Written exercise: Collect all lines from the listing that include the string "React".

(Web page code records)
+---+

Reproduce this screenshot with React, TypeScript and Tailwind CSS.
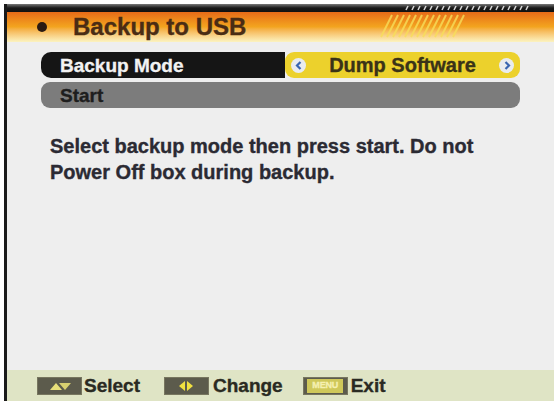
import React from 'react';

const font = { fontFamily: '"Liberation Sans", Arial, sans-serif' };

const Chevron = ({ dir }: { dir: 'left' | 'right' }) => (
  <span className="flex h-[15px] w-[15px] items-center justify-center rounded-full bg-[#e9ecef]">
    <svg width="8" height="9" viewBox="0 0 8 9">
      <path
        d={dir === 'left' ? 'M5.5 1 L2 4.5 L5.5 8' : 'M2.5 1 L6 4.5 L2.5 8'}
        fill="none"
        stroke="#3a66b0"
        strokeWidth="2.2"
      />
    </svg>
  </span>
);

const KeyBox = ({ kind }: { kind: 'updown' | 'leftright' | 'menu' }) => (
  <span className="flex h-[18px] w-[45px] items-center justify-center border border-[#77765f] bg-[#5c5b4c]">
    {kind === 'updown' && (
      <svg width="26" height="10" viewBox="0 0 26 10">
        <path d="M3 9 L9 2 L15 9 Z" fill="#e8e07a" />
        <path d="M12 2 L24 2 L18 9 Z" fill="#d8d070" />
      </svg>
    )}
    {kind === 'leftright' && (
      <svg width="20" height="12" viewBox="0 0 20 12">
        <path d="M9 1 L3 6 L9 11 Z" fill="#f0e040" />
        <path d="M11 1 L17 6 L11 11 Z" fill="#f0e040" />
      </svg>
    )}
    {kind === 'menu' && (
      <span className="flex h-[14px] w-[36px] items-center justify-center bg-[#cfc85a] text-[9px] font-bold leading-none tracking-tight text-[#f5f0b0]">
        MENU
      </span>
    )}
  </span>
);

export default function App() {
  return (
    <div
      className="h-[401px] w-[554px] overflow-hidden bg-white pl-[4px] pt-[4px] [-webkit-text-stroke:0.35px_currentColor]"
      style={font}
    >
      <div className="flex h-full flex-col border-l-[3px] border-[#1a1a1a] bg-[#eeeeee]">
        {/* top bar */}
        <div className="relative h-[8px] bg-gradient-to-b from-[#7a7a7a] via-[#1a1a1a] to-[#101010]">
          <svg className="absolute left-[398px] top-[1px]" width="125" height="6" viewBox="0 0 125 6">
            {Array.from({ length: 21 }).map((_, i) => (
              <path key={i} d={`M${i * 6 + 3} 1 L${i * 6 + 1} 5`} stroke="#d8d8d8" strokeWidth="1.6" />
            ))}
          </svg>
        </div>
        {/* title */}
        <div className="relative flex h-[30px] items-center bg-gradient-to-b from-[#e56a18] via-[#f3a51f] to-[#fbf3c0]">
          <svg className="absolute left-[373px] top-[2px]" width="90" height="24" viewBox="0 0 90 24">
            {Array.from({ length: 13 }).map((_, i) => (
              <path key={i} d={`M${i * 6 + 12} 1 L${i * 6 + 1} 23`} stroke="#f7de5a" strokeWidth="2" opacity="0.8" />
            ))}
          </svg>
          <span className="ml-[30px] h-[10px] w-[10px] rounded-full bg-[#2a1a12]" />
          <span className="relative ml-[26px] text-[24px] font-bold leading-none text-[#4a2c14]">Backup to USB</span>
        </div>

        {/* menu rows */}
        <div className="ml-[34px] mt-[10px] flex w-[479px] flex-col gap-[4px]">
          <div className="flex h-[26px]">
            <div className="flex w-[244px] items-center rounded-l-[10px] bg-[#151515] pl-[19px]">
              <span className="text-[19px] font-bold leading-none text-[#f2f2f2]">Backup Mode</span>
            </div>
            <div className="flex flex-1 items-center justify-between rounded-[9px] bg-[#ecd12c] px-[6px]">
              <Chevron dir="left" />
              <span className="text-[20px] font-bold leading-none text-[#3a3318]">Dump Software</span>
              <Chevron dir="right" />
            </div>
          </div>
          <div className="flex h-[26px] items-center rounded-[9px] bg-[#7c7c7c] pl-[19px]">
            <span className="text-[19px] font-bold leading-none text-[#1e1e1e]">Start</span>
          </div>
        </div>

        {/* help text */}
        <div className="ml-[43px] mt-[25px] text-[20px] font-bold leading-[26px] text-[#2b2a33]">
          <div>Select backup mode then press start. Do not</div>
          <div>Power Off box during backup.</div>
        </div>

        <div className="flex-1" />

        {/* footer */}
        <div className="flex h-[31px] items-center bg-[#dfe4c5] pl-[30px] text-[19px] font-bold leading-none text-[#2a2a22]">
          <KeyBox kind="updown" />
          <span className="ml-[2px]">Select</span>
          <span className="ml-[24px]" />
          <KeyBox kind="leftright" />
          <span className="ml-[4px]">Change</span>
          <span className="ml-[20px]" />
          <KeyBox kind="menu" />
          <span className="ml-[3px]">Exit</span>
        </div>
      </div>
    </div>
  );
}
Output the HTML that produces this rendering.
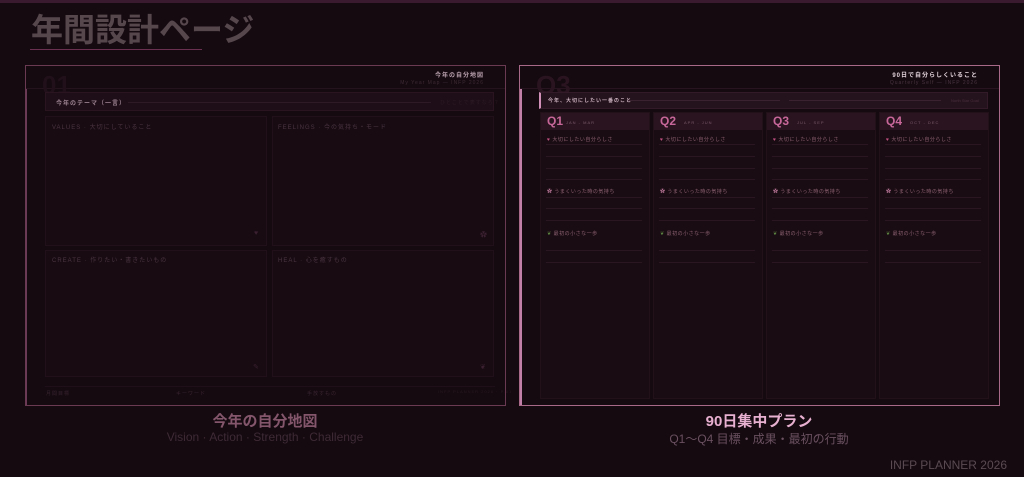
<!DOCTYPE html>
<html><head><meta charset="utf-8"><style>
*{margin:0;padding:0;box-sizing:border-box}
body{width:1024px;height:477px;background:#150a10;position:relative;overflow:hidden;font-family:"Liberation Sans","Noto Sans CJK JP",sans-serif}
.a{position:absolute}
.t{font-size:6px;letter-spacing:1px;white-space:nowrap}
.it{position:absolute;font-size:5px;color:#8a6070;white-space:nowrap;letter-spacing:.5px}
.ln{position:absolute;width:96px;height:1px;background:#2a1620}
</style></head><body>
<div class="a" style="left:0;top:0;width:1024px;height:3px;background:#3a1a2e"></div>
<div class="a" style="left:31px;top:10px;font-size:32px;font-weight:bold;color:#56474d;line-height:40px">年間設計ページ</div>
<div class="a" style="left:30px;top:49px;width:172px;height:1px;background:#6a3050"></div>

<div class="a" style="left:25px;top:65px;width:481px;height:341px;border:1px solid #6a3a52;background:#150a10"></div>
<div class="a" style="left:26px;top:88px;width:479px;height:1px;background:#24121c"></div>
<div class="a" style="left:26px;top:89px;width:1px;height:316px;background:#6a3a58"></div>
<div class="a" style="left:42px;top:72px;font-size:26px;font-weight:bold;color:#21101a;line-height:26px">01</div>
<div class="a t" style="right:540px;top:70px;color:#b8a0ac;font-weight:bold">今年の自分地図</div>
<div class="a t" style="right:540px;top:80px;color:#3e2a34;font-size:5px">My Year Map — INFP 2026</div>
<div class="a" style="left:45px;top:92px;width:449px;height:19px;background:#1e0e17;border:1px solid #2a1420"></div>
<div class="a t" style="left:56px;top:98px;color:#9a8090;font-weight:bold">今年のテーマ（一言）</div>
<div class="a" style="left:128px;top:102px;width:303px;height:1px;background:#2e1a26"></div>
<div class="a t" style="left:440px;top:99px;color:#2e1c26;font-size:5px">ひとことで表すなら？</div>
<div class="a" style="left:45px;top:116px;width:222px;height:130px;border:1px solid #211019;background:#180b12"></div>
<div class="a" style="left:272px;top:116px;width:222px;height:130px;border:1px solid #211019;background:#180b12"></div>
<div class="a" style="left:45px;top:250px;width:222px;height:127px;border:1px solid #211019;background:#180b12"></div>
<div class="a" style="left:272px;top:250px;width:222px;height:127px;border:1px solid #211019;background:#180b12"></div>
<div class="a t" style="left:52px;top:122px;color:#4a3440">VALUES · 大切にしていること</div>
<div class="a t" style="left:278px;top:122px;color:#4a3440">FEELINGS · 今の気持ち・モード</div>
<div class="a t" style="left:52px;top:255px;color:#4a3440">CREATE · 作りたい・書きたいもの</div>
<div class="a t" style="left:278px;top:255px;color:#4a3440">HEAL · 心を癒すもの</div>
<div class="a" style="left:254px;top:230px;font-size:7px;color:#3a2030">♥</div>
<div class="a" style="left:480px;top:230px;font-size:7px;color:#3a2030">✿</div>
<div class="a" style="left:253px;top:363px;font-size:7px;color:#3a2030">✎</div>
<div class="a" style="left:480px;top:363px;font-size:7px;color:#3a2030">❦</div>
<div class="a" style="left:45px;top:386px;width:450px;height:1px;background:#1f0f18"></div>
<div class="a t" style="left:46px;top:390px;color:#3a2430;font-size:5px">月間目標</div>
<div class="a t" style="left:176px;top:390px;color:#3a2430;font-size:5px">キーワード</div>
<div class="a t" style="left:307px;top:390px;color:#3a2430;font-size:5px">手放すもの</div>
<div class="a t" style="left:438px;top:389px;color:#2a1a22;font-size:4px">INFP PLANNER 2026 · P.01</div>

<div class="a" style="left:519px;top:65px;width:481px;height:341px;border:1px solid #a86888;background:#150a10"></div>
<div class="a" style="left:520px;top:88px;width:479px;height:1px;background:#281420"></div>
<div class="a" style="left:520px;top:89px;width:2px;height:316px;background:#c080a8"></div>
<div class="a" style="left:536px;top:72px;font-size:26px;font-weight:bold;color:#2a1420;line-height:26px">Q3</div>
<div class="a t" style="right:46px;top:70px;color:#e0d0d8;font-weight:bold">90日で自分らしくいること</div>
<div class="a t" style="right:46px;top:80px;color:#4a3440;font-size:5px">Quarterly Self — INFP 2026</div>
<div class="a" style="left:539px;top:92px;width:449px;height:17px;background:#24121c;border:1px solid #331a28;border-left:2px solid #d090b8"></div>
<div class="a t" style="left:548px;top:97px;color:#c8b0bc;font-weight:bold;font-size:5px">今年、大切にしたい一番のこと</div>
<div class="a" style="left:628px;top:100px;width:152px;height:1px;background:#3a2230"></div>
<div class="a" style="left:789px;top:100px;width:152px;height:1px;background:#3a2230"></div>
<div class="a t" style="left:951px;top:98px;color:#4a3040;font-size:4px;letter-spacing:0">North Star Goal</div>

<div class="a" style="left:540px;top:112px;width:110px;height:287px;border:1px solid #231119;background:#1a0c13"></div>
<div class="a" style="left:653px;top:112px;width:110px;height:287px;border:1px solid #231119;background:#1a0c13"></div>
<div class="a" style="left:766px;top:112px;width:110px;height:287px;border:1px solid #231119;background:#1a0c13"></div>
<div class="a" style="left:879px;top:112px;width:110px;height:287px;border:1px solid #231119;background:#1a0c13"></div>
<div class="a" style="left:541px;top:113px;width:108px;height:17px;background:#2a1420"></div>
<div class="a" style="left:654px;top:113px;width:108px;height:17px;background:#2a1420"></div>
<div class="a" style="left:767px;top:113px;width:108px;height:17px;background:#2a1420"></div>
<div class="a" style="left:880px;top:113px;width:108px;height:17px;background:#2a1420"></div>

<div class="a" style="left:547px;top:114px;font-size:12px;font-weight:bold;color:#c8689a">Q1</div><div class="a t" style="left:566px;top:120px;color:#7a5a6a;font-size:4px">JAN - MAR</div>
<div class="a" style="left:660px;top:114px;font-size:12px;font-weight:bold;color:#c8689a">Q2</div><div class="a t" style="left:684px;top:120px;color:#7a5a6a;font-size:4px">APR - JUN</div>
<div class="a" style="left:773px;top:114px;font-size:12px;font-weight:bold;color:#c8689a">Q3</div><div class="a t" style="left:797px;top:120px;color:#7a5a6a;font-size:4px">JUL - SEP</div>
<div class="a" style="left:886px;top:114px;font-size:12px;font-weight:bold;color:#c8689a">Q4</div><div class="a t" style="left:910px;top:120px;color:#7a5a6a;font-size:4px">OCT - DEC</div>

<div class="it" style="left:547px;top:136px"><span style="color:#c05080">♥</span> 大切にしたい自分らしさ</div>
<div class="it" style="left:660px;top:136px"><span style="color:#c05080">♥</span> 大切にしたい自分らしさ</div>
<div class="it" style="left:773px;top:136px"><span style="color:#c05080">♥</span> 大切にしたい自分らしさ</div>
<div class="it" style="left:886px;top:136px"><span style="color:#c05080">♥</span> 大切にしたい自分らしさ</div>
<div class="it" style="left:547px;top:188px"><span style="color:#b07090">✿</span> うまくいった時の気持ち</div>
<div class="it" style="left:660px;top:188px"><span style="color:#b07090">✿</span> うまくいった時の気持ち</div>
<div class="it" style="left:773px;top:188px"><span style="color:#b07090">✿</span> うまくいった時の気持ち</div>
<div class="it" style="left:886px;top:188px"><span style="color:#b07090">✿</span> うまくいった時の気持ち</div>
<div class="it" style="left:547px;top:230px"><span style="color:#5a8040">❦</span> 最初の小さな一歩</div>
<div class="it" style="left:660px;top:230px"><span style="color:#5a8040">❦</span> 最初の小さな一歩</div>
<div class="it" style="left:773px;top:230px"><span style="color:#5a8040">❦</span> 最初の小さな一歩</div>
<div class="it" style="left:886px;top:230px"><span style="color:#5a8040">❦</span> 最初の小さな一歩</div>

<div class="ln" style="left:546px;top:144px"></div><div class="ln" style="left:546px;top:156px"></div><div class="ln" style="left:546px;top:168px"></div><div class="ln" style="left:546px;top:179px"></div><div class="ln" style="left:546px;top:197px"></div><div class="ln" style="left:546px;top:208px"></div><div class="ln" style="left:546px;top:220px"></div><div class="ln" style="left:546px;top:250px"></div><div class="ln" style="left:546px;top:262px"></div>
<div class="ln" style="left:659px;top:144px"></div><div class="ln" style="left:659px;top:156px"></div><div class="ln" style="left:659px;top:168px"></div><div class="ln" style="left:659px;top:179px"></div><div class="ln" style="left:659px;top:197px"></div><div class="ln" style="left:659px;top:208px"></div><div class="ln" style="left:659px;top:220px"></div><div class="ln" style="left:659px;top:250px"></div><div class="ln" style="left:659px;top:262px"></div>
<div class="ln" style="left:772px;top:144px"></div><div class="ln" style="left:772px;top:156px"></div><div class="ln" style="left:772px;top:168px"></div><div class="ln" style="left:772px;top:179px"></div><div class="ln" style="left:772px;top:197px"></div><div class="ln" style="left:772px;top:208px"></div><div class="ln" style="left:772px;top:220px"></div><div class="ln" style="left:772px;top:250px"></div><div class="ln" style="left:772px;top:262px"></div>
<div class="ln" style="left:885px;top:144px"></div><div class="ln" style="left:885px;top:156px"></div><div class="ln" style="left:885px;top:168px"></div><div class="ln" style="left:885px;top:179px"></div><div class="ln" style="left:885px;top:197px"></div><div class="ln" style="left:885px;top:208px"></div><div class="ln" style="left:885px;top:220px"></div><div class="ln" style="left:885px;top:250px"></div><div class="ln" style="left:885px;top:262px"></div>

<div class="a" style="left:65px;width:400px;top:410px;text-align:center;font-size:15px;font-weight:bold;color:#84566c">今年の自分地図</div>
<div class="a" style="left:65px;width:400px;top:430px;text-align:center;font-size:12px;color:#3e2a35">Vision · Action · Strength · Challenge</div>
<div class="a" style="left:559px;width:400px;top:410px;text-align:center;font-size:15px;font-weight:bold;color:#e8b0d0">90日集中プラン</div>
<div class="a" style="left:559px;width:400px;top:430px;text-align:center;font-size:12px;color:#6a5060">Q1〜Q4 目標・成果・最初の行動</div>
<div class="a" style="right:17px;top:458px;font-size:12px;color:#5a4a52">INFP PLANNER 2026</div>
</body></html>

+---+

Output:
Reproduce this screenshot with React, TypeScript and Tailwind CSS.
import React from 'react';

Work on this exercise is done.